Global Research Alliance on Agricultural Greenhouse Gases

Naar aanleiding van het AO Milieuraad van 11 maart jl. met minister Huizinga, is toegezegd om u nader te informeren over de Global Research Alliance on Agricultural Greenhouse Gases. Ik kan u hierover het volgende meedelen.

De Global Research Alliance on Agricultural Greenhouse Gases is een initiatief van Nieuw-Zeeland dat in december 2009, en marge van de klimaatonderhandelingen in Kopenhagen, officieel werd gelanceerd.

Inmiddels hebben zich 28 landen, zowel ontwikkelde als ontwikkelingslanden, verbonden aan dit mondiale samenwerkingsverband.

De Global Research Alliance richt zich op het versterken van internationale samenwerking, het beter coördineren van onderzoek, uitwisseling van de resultaten en concrete toepassing daarvan in de landbouw, uitstootverminderende (mitigatie) maatregelen in de landbouw en het verhogen van investeringen in zowel publieke als private onderzoeksactiviteiten. Met als doel de uitstoot van broeikasgassen in de landbouwsector te reduceren en tegelijkertijd de landbouw productie te verhogen om aan de stijgende vraag naar meer en ander voedsel te kunnen voldoen in de komende jaren (negen miljard mensen in 2050). Binnen dit mondiale samenwerkingsverband is een aantal subsectoren gedefinieerd met hieraan gekoppelde Research Groups, waarvan Nederland samen met Nieuw-Zeeland een coördinerende rol op zich neemt ten aanzien van de Research Group  «veehouderij». Daarnaast zijn er Research Groups opgesteld voor «gewassen» en «rijstveldmanagement», gecoördineerd door de VS en Japan. De Research Groups vormen het hart van dit mondiale samenwerkingsverband. Ik ben vanaf het begin nauw betrokken geweest bij dit initiatief. Ook Wageningen UR participeert op mijn verzoek daarin. Dit mede als vervolg op de uitkomst van de 17e vergadering van de VN-Commissie voor Duurzame Ontwikkeling, waar ik voorzitter van was. Boodschap van die vergadering was dat landbouw een belangrijk onderdeel is van de oplossing voor de voedsel- en klimaatcrises. Landbouw zelf is wereldwijd verantwoordelijk voor 14% van de jaarlijkse uitstoot van broeikasgassen en door de ontbossing voor uitbreiding van het landbouwareaal wordt daar nog ongeveer 18% aan toegevoegd. Daarmee ligt een derde van de oplossing van het klimaatprobleem in handen van de landbouw.

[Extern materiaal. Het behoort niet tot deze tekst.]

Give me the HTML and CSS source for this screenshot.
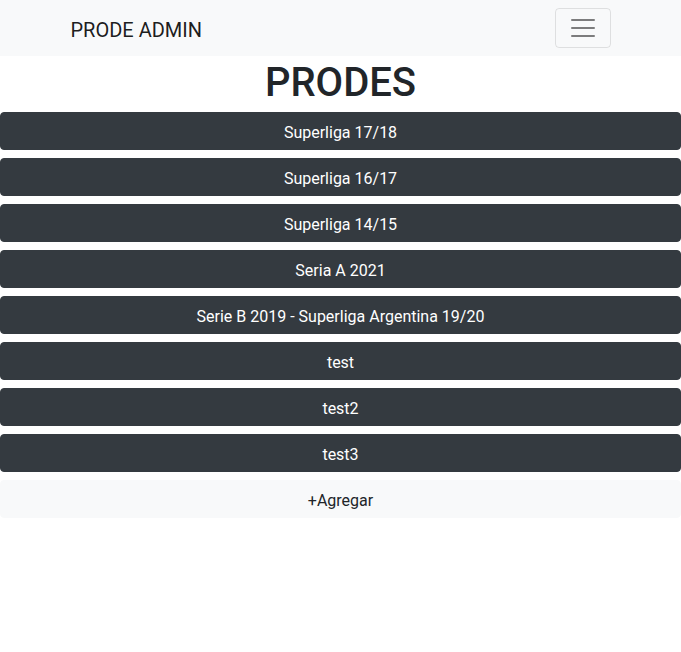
FILE: index.html
```html
<!DOCTYPE html>
<html lang="es">
<head>
<meta charset="utf-8">
<title>PRODE ADMIN</title>
<link rel="stylesheet" href="styles.css">
</head>
<body>
<nav class="navbar">
  <div class="container nav-inner">
    <a class="brand" href="#">PRODE ADMIN</a>
    <button class="toggler" type="button" aria-label="Toggle navigation">
      <svg class="toggler-icon" width="30" height="30" viewBox="0 0 30 30" aria-hidden="true">
        <path stroke="rgba(0,0,0,0.5)" stroke-linecap="round" stroke-miterlimit="10" stroke-width="2" d="M4 7h22M4 15h22M4 23h22"/>
      </svg>
    </button>
  </div>
</nav>
<main>
  <h1 class="title">PRODES</h1>
  <div class="list">
    <button class="btn btn-dark">Superliga 17/18</button>
    <button class="btn btn-dark">Superliga 16/17</button>
    <button class="btn btn-dark">Superliga 14/15</button>
    <button class="btn btn-dark">Seria A 2021</button>
    <button class="btn btn-dark">Serie B 2019 - Superliga Argentina 19/20</button>
    <button class="btn btn-dark">test</button>
    <button class="btn btn-dark">test2</button>
    <button class="btn btn-dark">test3</button>
    <button class="btn btn-light">+Agregar</button>
  </div>
</main>
</body>
</html>
```
FILE: styles.css
```css
* { box-sizing: border-box; }
html, body { margin: 0; padding: 0; }
body {
  font-family: Roboto, "Liberation Sans", sans-serif;
  font-size: 16px;
  line-height: 1.5;
  color: #212529;
  background: #fff;
}
.navbar {
  background: #f8f9fa;
  padding: 8px 16px;
}
.container {
  max-width: 540px;
  margin: 0 auto;
}
.nav-inner {
  display: flex;
  align-items: center;
  justify-content: space-between;
}
.brand {
  font-size: 20px;
  line-height: 30px;
  padding: 7px 0 3px;
  color: rgba(0,0,0,0.9);
  text-decoration: none;
  white-space: nowrap;
}
.toggler {
  display: flex;
  align-items: center;
  justify-content: center;
  width: 56px;
  height: 40px;
  padding: 4px 12px;
  background: transparent;
  border: 1px solid rgba(0,0,0,0.1);
  border-radius: 4px;
}
.toggler-icon { display: block; }
.title {
  margin: 0 0 5px;
  padding-top: 3px;
  text-align: center;
  font-size: 40px;
  font-weight: 500;
  line-height: 48px;
}
.list {
  display: flex;
  flex-direction: column;
  gap: 8px;
}
.btn {
  display: block;
  width: 100%;
  font-family: inherit;
  font-size: 16px;
  line-height: 24px;
  padding: 8px 12px 4px;
  border: 1px solid transparent;
  border-radius: 4px;
  text-align: center;
  cursor: pointer;
}
.btn-dark {
  background: #343a40;
  border-color: #343a40;
  color: #fff;
}
.btn-light {
  background: #f8f9fa;
  border-color: #f8f9fa;
  color: #212529;
}
```
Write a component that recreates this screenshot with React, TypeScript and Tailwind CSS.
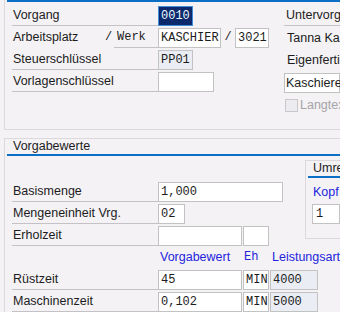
const sans = "font-['Liberation_Sans',Arial,sans-serif]";
const mono = "font-['Liberation_Mono','Courier_New',monospace]";

function Lbl({ children, line = true }: { children: React.ReactNode; line?: boolean }) {
  return (
    <div
      className={`mt-px h-[20px] w-[146px] shrink-0 pl-px leading-[19px] whitespace-nowrap ${line ? 'border-b border-[#c4c2c6]' : ''}`}
    >
      {children}
    </div>
  );
}

function Field({
  children,
  w,
  ro = false,
}: {
  children?: React.ReactNode;
  w: string;
  ro?: boolean;
}) {
  return (
    <div
      className={`mt-px h-[20px] shrink-0 border border-[#c2c2c2] pl-[2px] text-[12px] leading-[18px] whitespace-nowrap ${mono} ${w} ${ro ? 'bg-[#eaedf4]' : 'bg-white'}`}
    >
      {children}
    </div>
  );
}

export default function App() {
  return (
    <div className={`h-[312px] w-[340px] overflow-hidden bg-[#f4f2f5] text-[12.5px] text-[#1c1c1c] ${sans}`}>
      {/* Vorgang frame */}
      <div className="ml-[4px] h-[130px] border-b border-l border-[#dcd9dd]">
        <div className="ml-[2px] h-[2px] bg-[#0b6fc6]" />
        <div className="mt-[3px] flex">
          <div className="ml-[7px] w-[272px] shrink-0">
            <div className="flex h-[22px]">
              <Lbl>Vorgang</Lbl>
              <div className={`mt-px h-[20px] w-[35px] border border-[#3f8fdd] bg-[#0c2a6b] pl-[2px] text-[12px] leading-[18px] text-[#eaf6ff] ${mono}`}>
                0010
              </div>
            </div>
            <div className="flex h-[22px]">
              <div className="mt-px h-[20px] w-[93px] shrink-0 pl-px leading-[19px]">Arbeitsplatz</div>
              <div className={`mt-px w-[9px] shrink-0 text-[12px] leading-[19px] ${mono}`}>/</div>
              <div className={`mt-px h-[20px] w-[44px] shrink-0 border-b border-[#c4c2c6] pl-[3px] text-[12px] leading-[19px] ${mono}`}>
                Werk
              </div>
              <Field w="w-[63px]">KASCHIER</Field>
              <div className={`mt-px w-[14px] shrink-0 text-center text-[12px] leading-[19px] ${mono}`}>/</div>
              <Field w="w-[34px]">3021</Field>
            </div>
            <div className="flex h-[22px]">
              <Lbl>Steuerschlüssel</Lbl>
              <Field w="w-[35px]" ro>
                PP01
              </Field>
            </div>
            <div className="flex h-[22px]">
              <Lbl>Vorlagenschlüssel</Lbl>
              <Field w="w-[56px]" />
            </div>
          </div>
          <div className="min-w-0 flex-1 whitespace-nowrap">
            <div className="h-[22px]">
              <div className="mt-px h-[20px] border-b border-[#c4c2c6] pl-[2px] leading-[19px]">Untervorgang</div>
            </div>
            <div className="h-[22px] pl-[3px] pt-px leading-[19px]">Tanna Kaschieranlage</div>
            <div className="h-[22px] pl-[3px] pt-px leading-[19px]">Eigenfertigung</div>
            <div className="h-[22px]">
              <div className="mt-px h-[20px] border border-[#c2c2c2] bg-white pl-[1px] leading-[18px]">
                Kaschieren mit Folie
              </div>
            </div>
            <div className="mt-[4px] flex items-center pl-px">
              <div className="h-[13px] w-[13px] shrink-0 border border-[#cac8cc] bg-[#ecebef]" />
              <span className="ml-[2px] leading-[13px] text-[#a6a4a8]">Langtext</span>
            </div>
          </div>
        </div>
      </div>

      {/* Vorgabewerte frame */}
      <div className="ml-[4px] mt-[8px] h-[200px] border-l border-t border-[#dcd9dd]">
        <div className="h-[15px] pl-[8px] leading-[15px]">Vorgabewerte</div>
        <div className="ml-[2px] h-[2px] bg-[#0b6fc6]" />
        <div className="flex">
          <div className="ml-[7px] mt-[25px] w-[293px] shrink-0">
            <div className="flex h-[22px]">
              <Lbl>Basismenge</Lbl>
              <Field w="w-[125px]">1,000</Field>
            </div>
            <div className="flex h-[22px]">
              <Lbl>Mengeneinheit Vrg.</Lbl>
              <Field w="w-[27px]">02</Field>
            </div>
            <div className="flex h-[22px]">
              <Lbl>Erholzeit</Lbl>
              <Field w="w-[84px]" />
              <div className="w-px shrink-0" />
              <Field w="w-[26px]" />
            </div>
            <div className="flex h-[22px] text-[#2424dc]">
              <div className="w-[146px] shrink-0" />
              <div className="mt-px w-[85px] shrink-0 pl-[2px] leading-[19px]">Vorgabewert</div>
              <div className={`mt-px w-[28px] shrink-0 pl-px text-[12px] leading-[19px] ${mono}`}>Eh</div>
              <div className="mt-px pl-px leading-[19px] whitespace-nowrap">Leistungsart</div>
            </div>
            <div className="flex h-[22px]">
              <Lbl>Rüstzeit</Lbl>
              <Field w="w-[84px]">45</Field>
              <div className="w-px shrink-0" />
              <Field w="w-[26px]">MIN</Field>
              <div className="w-px shrink-0" />
              <Field w="w-[48px]" ro>
                4000
              </Field>
            </div>
            <div className="flex h-[22px]">
              <Lbl>Maschinenzeit</Lbl>
              <Field w="w-[84px]">0,102</Field>
              <div className="w-px shrink-0" />
              <Field w="w-[26px]">MIN</Field>
              <div className="w-px shrink-0" />
              <Field w="w-[48px]" ro>
                5000
              </Field>
            </div>
          </div>
          <div className="mt-[4px] h-[79px] min-w-0 flex-1 border-b border-l border-t border-[#dcd9dd] whitespace-nowrap">
            <div className="h-[15px] pl-[7px] leading-[15px]">Umrechnung</div>
            <div className="ml-[2px] h-[2px] bg-[#0b6fc6]" />
            <div className="mt-[4px] pl-[7px] leading-[20px] text-[#2424dc]">Kopf</div>
            <div className={`ml-[6px] mt-[2px] h-[20px] border border-[#c2c2c2] bg-white pl-[3px] text-[12px] leading-[18px] ${mono}`}>
              1
            </div>
          </div>
        </div>
      </div>
    </div>
  );
}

In Wellington, Nieuw-Zeeland vond van 7–9 april jl. op hoog ambtelijk niveau de oprichtingsvergadering van de Global Research Alliance on Agricultural Greenhouse Gases plaats. Ongeveer 80 vertegenwoordigers, beleidsmakers en wetenschappers uit 31 landen waren bij deze oprichtingsvergadering aanwezig. De bijeenkomst was met name gericht op de governance-structuur, de vormgeving van de Alliance als geheel en een tijdspad. Overeengekomen is in de komende zes maanden een eerste inventarisatie van onderzoeksresultaten op te stellen, door het aanleveren van relevante gegevens aan de hand van een speciaal ontwikkeld sjabloon. Op basis daarvan zal worden gekeken naar synergie, lacunes en betere toepassingsmogelijkheden van wetenschappelijke onderzoeksresultaten. Streven vanuit de Global Research Alliance is om in de komende 12 maanden een ministeriële bijeenkomst te beleggen voor officiële ondertekening van een Charter door de ministers van de aangesloten landen. Het intensiveren van voedselproductie en gelijktijdig reduceren van de uitstoot van broeikasgassen in de landbouw sector zal ook hier centraal blijven staan.